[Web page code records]

____________

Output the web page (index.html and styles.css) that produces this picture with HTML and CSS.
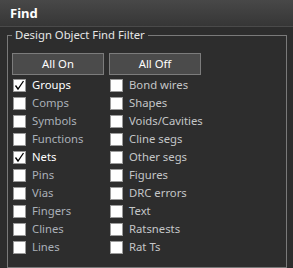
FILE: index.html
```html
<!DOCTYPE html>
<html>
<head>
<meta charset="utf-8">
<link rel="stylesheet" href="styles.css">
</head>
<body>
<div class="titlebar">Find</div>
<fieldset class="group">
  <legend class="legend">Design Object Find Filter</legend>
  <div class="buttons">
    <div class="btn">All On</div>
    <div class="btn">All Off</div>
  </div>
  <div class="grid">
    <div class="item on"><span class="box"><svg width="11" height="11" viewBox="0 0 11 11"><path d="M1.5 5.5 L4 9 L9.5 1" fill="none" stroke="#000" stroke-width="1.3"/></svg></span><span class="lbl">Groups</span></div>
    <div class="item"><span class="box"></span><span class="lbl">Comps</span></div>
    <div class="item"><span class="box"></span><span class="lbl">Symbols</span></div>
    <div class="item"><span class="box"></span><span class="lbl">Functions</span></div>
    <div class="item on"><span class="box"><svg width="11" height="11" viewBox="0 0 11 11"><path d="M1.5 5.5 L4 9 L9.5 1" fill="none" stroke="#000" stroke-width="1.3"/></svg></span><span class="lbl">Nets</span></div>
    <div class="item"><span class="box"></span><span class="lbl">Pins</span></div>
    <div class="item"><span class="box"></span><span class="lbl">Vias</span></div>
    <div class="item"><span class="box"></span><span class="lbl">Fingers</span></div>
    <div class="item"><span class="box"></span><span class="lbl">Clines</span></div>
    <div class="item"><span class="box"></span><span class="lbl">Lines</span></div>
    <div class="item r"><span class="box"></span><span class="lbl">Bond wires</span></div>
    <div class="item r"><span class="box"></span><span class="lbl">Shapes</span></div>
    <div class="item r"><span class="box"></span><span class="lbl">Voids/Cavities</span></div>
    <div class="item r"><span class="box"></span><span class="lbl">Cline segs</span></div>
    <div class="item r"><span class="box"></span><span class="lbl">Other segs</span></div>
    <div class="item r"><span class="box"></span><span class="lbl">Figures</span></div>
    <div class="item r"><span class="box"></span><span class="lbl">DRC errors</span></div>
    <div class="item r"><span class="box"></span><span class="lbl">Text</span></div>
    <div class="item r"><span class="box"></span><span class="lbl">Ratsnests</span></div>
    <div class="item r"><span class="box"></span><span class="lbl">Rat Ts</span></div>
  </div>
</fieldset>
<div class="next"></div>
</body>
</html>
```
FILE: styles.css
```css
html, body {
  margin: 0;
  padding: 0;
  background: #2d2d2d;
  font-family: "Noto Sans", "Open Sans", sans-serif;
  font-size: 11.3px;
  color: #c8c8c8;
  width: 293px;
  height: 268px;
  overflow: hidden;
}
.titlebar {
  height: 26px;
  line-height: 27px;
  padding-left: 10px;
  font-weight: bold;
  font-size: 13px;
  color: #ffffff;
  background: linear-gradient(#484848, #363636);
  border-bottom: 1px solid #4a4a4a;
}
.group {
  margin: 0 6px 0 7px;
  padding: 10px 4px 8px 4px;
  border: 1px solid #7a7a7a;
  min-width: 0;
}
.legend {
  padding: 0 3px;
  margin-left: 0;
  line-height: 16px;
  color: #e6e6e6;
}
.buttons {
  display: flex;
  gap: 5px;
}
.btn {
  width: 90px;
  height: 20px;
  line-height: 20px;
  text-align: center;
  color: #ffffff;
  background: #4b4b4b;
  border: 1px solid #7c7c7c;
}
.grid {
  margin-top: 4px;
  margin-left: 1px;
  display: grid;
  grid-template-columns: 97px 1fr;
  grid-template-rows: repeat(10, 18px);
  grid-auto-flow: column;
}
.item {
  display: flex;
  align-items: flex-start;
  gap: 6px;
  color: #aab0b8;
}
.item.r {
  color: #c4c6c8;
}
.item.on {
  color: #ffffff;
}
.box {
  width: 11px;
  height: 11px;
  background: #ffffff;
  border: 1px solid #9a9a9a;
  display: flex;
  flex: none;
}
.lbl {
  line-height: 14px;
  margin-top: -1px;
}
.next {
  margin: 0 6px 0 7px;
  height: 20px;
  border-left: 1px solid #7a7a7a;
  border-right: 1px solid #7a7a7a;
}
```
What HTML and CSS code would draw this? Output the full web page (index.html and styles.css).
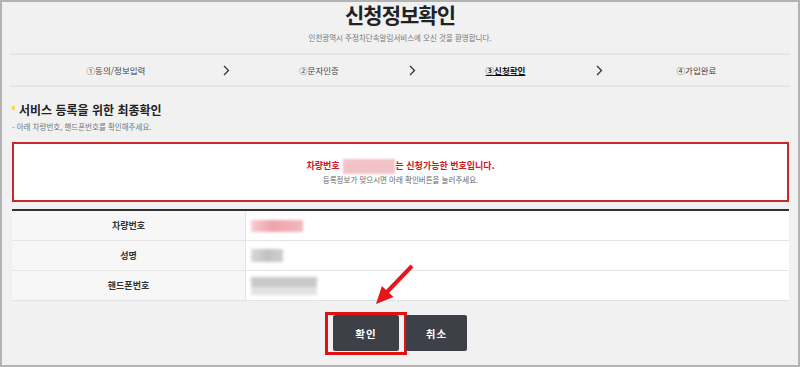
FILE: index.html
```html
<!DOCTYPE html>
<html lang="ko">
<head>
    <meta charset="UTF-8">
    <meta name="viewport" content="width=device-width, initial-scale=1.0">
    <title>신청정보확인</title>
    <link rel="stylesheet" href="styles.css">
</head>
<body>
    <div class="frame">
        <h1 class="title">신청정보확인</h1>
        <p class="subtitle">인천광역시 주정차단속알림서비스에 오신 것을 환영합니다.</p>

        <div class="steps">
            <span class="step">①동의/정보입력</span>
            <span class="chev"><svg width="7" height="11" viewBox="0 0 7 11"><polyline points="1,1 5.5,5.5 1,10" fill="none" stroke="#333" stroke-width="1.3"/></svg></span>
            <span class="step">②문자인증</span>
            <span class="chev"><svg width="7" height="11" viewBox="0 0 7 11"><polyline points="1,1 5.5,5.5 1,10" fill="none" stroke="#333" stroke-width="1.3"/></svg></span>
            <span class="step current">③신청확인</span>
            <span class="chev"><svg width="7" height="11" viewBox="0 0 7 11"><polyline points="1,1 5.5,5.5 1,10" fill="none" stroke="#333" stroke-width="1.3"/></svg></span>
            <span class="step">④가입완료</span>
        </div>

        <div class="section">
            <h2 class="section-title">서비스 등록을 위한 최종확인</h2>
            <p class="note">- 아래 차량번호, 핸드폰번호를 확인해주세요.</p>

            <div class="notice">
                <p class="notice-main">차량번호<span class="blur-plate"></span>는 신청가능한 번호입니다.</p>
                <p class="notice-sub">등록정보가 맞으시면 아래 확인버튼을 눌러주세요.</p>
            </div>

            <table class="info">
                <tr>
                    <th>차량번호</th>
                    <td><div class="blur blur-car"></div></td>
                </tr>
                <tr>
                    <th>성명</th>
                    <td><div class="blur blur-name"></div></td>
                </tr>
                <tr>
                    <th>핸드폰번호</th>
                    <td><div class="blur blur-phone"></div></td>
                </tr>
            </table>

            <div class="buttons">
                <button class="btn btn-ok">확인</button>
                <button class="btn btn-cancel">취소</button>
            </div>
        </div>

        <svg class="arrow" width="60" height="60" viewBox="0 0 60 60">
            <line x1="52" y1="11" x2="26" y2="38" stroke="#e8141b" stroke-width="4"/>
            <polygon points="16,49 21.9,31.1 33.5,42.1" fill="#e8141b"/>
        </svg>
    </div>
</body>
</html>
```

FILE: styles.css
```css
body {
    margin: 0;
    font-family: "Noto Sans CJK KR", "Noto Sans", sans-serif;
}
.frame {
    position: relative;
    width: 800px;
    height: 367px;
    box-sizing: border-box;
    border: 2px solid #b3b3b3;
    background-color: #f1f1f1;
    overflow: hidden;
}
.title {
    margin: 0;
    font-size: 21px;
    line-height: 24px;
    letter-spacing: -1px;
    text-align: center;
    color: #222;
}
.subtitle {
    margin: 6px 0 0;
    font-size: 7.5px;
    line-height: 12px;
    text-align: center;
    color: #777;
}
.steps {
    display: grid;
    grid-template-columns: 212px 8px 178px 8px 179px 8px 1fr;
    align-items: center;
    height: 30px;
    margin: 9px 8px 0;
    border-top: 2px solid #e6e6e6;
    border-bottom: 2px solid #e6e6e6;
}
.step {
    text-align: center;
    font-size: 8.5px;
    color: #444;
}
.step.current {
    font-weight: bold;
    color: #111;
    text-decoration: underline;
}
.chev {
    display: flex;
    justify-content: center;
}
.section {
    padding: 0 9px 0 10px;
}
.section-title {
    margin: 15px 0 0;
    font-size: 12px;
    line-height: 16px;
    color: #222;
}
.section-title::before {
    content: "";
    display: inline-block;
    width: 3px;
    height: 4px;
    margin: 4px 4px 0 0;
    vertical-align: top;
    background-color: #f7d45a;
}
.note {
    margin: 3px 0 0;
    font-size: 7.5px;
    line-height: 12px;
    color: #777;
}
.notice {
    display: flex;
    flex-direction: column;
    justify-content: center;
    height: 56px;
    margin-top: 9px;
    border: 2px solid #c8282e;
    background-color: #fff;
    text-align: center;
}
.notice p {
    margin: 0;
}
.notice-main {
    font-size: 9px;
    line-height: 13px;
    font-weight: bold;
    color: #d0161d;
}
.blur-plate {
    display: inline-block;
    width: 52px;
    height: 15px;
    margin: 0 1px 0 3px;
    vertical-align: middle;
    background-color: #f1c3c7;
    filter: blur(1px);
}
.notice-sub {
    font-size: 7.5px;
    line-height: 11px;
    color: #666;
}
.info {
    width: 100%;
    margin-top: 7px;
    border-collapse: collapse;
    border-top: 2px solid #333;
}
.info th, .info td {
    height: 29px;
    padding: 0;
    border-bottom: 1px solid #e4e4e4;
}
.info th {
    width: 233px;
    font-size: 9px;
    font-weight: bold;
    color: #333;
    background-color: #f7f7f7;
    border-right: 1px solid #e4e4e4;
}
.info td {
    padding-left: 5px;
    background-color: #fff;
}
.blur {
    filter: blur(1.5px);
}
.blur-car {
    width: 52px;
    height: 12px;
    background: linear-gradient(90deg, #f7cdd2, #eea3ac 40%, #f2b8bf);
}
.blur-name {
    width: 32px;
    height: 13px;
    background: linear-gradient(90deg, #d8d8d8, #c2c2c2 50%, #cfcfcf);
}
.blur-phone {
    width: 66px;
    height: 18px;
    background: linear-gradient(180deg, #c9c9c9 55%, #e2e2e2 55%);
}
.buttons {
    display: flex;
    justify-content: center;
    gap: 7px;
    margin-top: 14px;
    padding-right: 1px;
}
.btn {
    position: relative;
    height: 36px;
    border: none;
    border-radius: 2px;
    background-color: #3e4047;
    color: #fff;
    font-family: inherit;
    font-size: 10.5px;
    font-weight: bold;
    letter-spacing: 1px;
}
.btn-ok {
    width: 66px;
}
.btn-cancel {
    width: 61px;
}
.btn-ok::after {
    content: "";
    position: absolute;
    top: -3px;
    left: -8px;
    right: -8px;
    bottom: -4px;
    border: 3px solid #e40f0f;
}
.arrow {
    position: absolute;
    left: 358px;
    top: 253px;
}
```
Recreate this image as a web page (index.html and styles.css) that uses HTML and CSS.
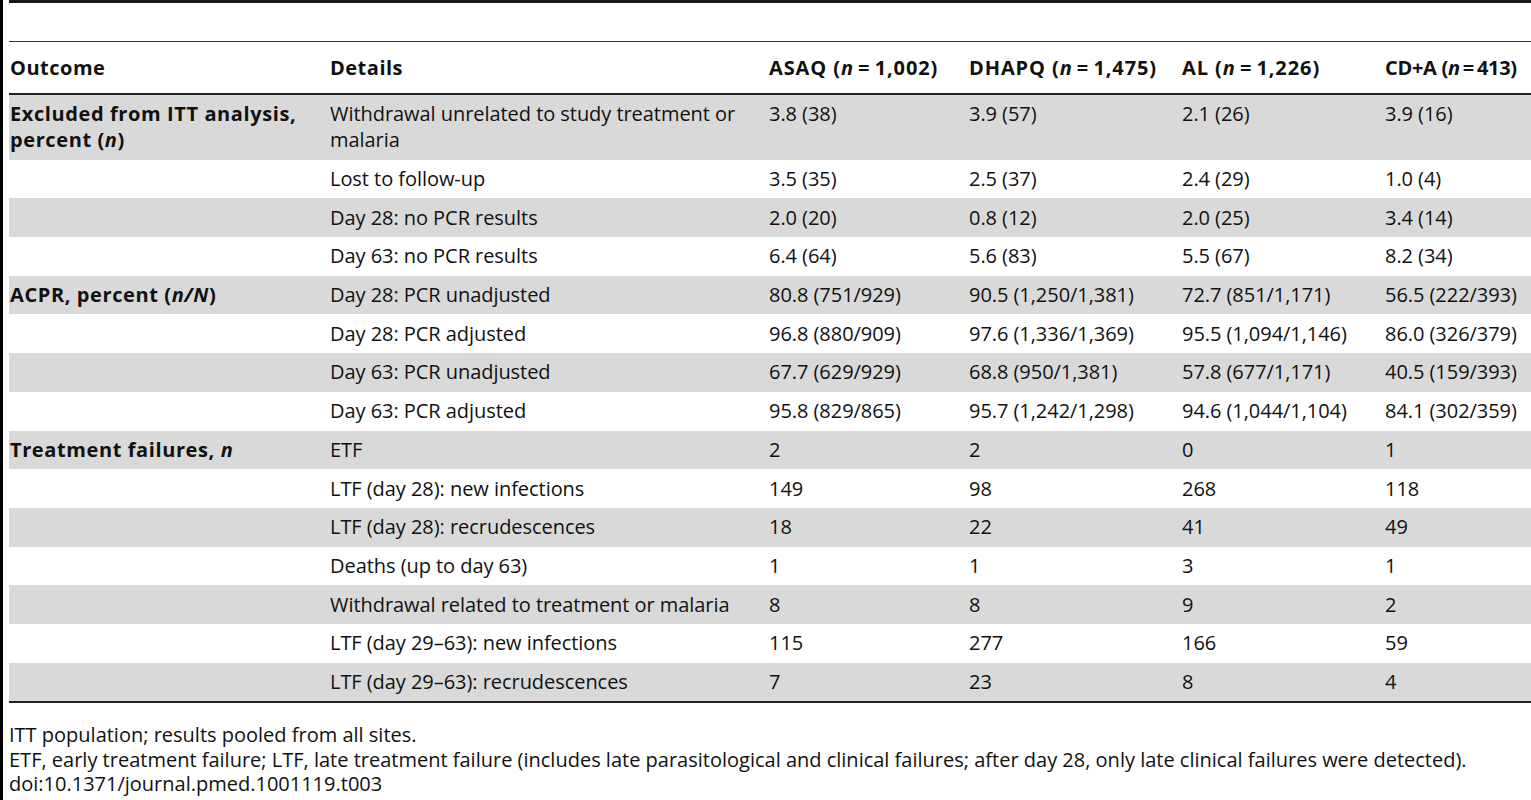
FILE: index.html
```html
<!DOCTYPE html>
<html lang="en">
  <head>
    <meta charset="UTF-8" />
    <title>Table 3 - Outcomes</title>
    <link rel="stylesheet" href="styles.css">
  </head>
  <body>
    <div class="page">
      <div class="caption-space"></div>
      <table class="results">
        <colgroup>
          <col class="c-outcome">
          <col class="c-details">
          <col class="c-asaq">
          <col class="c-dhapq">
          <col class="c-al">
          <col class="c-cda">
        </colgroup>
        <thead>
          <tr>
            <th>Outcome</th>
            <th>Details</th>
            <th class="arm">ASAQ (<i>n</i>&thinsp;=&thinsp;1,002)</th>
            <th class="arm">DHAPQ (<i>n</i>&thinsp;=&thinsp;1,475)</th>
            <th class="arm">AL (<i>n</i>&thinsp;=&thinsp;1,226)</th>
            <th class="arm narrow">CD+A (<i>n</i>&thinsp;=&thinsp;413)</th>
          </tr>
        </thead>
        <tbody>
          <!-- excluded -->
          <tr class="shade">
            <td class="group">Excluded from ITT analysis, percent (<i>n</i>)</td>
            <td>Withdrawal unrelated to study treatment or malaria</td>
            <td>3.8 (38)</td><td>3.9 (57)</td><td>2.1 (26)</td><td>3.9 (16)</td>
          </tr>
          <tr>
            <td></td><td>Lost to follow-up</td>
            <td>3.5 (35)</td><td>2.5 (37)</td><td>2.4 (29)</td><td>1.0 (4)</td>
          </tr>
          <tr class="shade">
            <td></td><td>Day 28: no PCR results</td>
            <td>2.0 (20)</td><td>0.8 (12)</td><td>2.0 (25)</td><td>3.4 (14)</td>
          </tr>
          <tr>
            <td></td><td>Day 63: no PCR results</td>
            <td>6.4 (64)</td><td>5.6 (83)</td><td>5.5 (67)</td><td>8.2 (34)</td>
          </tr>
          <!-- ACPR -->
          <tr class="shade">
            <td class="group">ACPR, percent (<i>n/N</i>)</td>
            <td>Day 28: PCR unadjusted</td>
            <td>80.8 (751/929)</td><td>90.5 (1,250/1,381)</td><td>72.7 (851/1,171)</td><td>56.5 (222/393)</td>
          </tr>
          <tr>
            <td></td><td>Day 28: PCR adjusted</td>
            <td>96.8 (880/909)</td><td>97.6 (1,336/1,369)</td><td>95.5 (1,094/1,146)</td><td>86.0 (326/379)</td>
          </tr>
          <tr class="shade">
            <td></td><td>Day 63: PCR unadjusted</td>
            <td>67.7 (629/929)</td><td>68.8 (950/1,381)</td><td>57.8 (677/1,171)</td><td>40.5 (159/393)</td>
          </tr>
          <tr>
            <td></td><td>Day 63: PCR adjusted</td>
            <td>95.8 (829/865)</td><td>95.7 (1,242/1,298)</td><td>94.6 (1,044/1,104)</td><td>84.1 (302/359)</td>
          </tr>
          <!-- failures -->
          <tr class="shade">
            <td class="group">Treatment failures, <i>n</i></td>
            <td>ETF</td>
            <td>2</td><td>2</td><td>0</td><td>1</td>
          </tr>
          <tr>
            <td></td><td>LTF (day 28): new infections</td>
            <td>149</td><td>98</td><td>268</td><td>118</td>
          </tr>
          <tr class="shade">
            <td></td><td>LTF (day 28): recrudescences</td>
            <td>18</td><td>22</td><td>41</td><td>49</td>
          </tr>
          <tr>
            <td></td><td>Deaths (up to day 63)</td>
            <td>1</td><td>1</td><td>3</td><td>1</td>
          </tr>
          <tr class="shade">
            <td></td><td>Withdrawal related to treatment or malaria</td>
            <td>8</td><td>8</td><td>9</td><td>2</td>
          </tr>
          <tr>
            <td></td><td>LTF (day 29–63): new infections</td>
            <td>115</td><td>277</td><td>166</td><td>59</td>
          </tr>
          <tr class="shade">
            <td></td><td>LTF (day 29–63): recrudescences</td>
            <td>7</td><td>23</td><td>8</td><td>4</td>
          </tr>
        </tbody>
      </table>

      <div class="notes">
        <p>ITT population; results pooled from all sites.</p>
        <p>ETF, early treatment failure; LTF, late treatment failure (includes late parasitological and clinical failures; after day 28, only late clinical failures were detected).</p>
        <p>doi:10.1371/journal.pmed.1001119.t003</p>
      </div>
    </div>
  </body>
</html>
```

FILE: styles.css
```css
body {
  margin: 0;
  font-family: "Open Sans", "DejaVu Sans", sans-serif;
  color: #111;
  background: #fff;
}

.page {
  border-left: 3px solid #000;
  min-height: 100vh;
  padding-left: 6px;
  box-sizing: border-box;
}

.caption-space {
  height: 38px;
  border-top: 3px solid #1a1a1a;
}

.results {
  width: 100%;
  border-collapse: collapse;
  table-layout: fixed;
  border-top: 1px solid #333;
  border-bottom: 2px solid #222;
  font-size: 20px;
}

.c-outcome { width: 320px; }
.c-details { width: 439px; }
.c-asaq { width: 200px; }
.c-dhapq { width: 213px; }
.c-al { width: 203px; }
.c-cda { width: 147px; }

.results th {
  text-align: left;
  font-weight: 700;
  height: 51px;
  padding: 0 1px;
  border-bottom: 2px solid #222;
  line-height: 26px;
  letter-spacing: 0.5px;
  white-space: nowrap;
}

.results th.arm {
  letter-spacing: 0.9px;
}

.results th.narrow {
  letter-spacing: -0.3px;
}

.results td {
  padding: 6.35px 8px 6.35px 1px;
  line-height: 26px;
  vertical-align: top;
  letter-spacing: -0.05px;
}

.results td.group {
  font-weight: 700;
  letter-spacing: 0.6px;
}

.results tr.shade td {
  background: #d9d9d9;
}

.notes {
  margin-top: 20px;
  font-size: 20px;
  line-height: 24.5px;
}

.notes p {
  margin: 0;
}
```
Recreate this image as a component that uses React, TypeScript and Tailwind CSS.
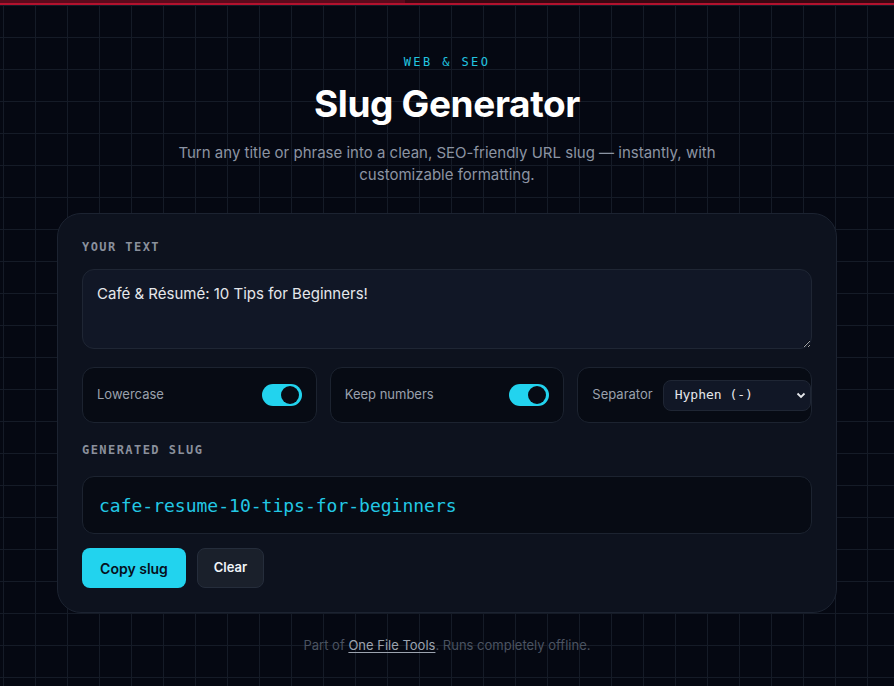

____________

* _SHORT EXERCISE_:
Using the listing above, return all lines where the word "Recreate" occurs.

* _RESULT_:
Recreate this image as a web page (index.html and styles.css) that uses HTML and CSS.
Recreate this image as a component that uses React, TypeScript and Tailwind CSS.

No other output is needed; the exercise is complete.